Precious Roy wrote:
Horses are very fragile and extremely expensive. It doesn't take much to seriously injure a horse by pushing it too hard. Horses are not made for sprinting all out. Their lower limbs are very fragile. So, the limits of what a horse can do in training are pretty well defined and well established over many years of trial and error. The other thing is that horses are animals. You can't get a horse to lift weights, do pilates/yoga or plyometrics. A horse can run at different speeds for different lengths of time and that is about it. People have been able to improve because they have been able to improve upon training techniques year after year. Yes, people have been doping and equipment has improved. But there is a huge difference in the quality of training today versus the 1970s. I ran jr high track and XC under a coach who was a Div I runner at UGA and made NCAA champs in 5k. She was about as good as you would find back then. The training kids do today is on a completely different level.

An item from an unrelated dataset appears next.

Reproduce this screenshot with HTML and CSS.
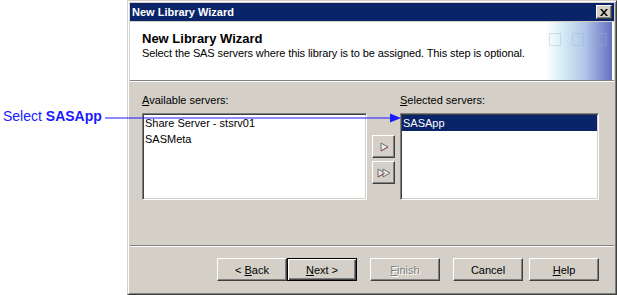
FILE: index.html
```html
<!DOCTYPE html>
<html lang="en">
<head>
    <meta charset="UTF-8">
    <title>New Library Wizard</title>
    <link rel="stylesheet" href="styles.css">
</head>
<body>
    <div class="screen">
        <div class="callout">
            <span>Select <b>SASApp</b></span>
        </div>

        <div class="window">
            <div class="titlebar">
                <span>New Library Wizard</span>
                <span class="close">
                    <svg width="8" height="7" viewBox="0 0 8 7"><path d="M0 0h2l2 2.5L6 0h2L5 3.5 8 7H6L4 4.5 2 7H0l3-3.5z" fill="#000"/></svg>
                </span>
            </div>

            <div class="header">
                <div class="header-text">
                    <h1>New Library Wizard</h1>
                    <p>Select the SAS servers where this library is to be assigned. This step is optional.</p>
                </div>
                <div class="header-art">
                    <span class="sq"></span><span class="sq"></span><span class="sq"></span>
                </div>
            </div>

            <div class="content">
                <div class="col col-left">
                    <div class="label"><u>A</u>vailable servers:</div>
                    <div class="listbox">
                        <div class="item">Share Server - stsrv01</div>
                        <div class="item">SASMeta</div>
                    </div>
                </div>
                <div class="movers">
                    <span class="btn mover">
                        <svg width="10" height="10" viewBox="0 0 10 10"><path d="M2 1l7 4-7 4z" fill="#e8e8e8" stroke="#707070"/><path d="M2 9l7-4" stroke="#a04040" stroke-width="0.8"/></svg>
                    </span>
                    <span class="btn mover">
                        <svg width="16" height="10" viewBox="0 0 16 10"><path d="M2 1l7 4-7 4z" fill="#e8e8e8" stroke="#707070"/><path d="M7 1l7 4-7 4z" fill="#e8e8e8" stroke="#707070"/><path d="M2 9l7-4" stroke="#a04040" stroke-width="0.8"/></svg>
                    </span>
                </div>
                <div class="col col-right">
                    <div class="label"><u>S</u>elected servers:</div>
                    <div class="listbox">
                        <div class="item selected">SASApp</div>
                    </div>
                </div>
            </div>

            <div class="footer">
                <span class="btn"><span>&lt; <u>B</u>ack</span></span>
                <span class="btn default"><span><u>N</u>ext &gt;</span></span>
                <span class="btn disabled gap"><span><u>F</u>inish</span></span>
                <span class="btn gap">Cancel</span>
                <span class="btn gap-small"><span><u>H</u>elp</span></span>
            </div>
        </div>

        <!-- callout arrow drawn over the dialog -->
        <svg class="pointer" width="300" height="12" viewBox="0 0 300 12">
            <line x1="0" y1="6" x2="288" y2="6" stroke="#1a1aff" stroke-width="1.2"/>
            <path d="M285 1.5L296 6 285 10.5z" fill="#1a1aff"/>
        </svg>
    </div>
</body>
</html>
```

FILE: styles.css
```css
body {
    margin: 0;
    background: #fff;
    font-family: Tahoma, "Liberation Sans", sans-serif;
    font-size: 11px;
    color: #000;
}
.screen {
    position: relative;
    display: flex;
    width: 617px;
    height: 295px;
}
.callout {
    width: 127px;
    padding-top: 108px;
    padding-left: 3px;
    box-sizing: border-box;
    font-family: "Liberation Sans", Arial, sans-serif;
    font-size: 14px;
    color: #1a1aff;
}
.pointer {
    position: absolute;
    left: 105px;
    top: 112px;
}
.window {
    flex: 1;
    display: flex;
    flex-direction: column;
    background: #d4d0c8;
    border: 1px solid;
    border-color: #d4d0c8 #404040 #404040 #d4d0c8;
    box-shadow: inset 1px 1px #fff, inset -1px -1px #808080;
    padding: 2px 2px 2px 2px;
}
.titlebar {
    height: 18px;
    display: flex;
    align-items: center;
    justify-content: space-between;
    background: #0a246a;
    color: #fff;
    font-weight: bold;
    padding: 0 2px 0 2px;
}
.close {
    width: 14px;
    height: 12px;
    display: flex;
    align-items: center;
    justify-content: center;
    background: #d4d0c8;
    border: 1px solid;
    border-color: #fff #404040 #404040 #fff;
    box-shadow: inset -1px -1px #808080;
}
.header {
    margin-top: 1px;
    height: 58px;
    display: flex;
    justify-content: space-between;
    background: #fff;
    border-bottom: 1px solid #808080;
    box-shadow: 0 1px #fff;
}
.header-text {
    padding: 9px 0 0 12px;
}
.header-text h1 {
    margin: 0;
    font-size: 13px;
    font-weight: bold;
    line-height: 15px;
}
.header-text p {
    margin: 1px 0 0 0;
    line-height: 13px;
    letter-spacing: -0.1px;
}
.header-art {
    width: 67px;
    margin-right: 2px;
    display: flex;
    gap: 11px;
    padding: 11px 0 0 4px;
    box-sizing: border-box;
    background: linear-gradient(90deg, #ffffff 0%, #d6eef6 25%, #b0c4e6 60%, #7c8ace 88%, #6472bc 100%);
}
.sq {
    width: 10px;
    height: 11px;
    border: 1px solid rgba(150, 180, 210, 0.35);
}
.content {
    height: 161px;
    margin-top: 1px;
    display: flex;
    padding: 12px 0 0 12px;
    box-sizing: border-box;
}
.label {
    line-height: 13px;
    margin-bottom: 6px;
}
.listbox {
    height: 87px;
    box-sizing: border-box;
    background: #fff;
    border: 1px solid;
    border-color: #808080 #fff #fff #808080;
    box-shadow: inset 1px 1px #404040, inset -1px -1px #d4d0c8;
    padding: 1px;
}
.col-left .listbox {
    width: 225px;
}
.col-right .listbox {
    width: 199px;
}
.item {
    height: 16px;
    line-height: 16px;
    padding-left: 1px;
    white-space: nowrap;
}
.item.selected {
    background: #0a246a;
    color: #fff;
}
.movers {
    display: flex;
    flex-direction: column;
    gap: 3px;
    padding: 22px 5px 0 5px;
    margin-top: 19px;
}
.btn {
    width: 70px;
    height: 23px;
    box-sizing: border-box;
    display: flex;
    align-items: center;
    justify-content: center;
    background: #d4d0c8;
    border: 1px solid;
    border-color: #fff #404040 #404040 #fff;
    box-shadow: inset -1px -1px #808080;
}
.btn.mover {
    width: 23px;
}
.btn.default {
    border: 1px solid #000;
    box-shadow: inset 1px 1px #fff, inset -1px -1px #404040, inset -2px -2px #808080;
}
.btn.disabled {
    color: #808080;
    text-shadow: 1px 1px #fff;
}
.btn.gap {
    margin-left: 13px;
}
.btn.gap-small {
    margin-left: 6px;
}
.footer {
    flex: 1;
    display: flex;
    justify-content: flex-end;
    align-items: flex-start;
    padding: 12px 15px 0 0;
    margin-top: 2px;
    border-top: 1px solid #808080;
    box-shadow: inset 0 1px #fff;
}
u {
    text-decoration: underline;
}
```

Horses "fragile"? You're joking. This is an animal of several hundred kilo that can run at 60-70kph for a significant distance (3-4kilometres), that can sprint at over 85kph for a 1/4mile (a quarter horse) and all the while carrying a human burden. They are an incredibly powerful animal. They survived against every kind of danger for millions of years before domestication. In the Middle Ages they carried knights into battle. The draught horse was the first version of a tractor.
The area where they can be vulnerable is internal infection - as any living creature can be - and sometimes tendon inflammation and stress fractures when pushed to their limits. But that isn't most horses. They are injured far less than we are. They are far better athletes. But breeding has produced a near unimprovable animal. That is the one area we have not employed to produce the best human athletes. So we rely more on training, technique and drugs.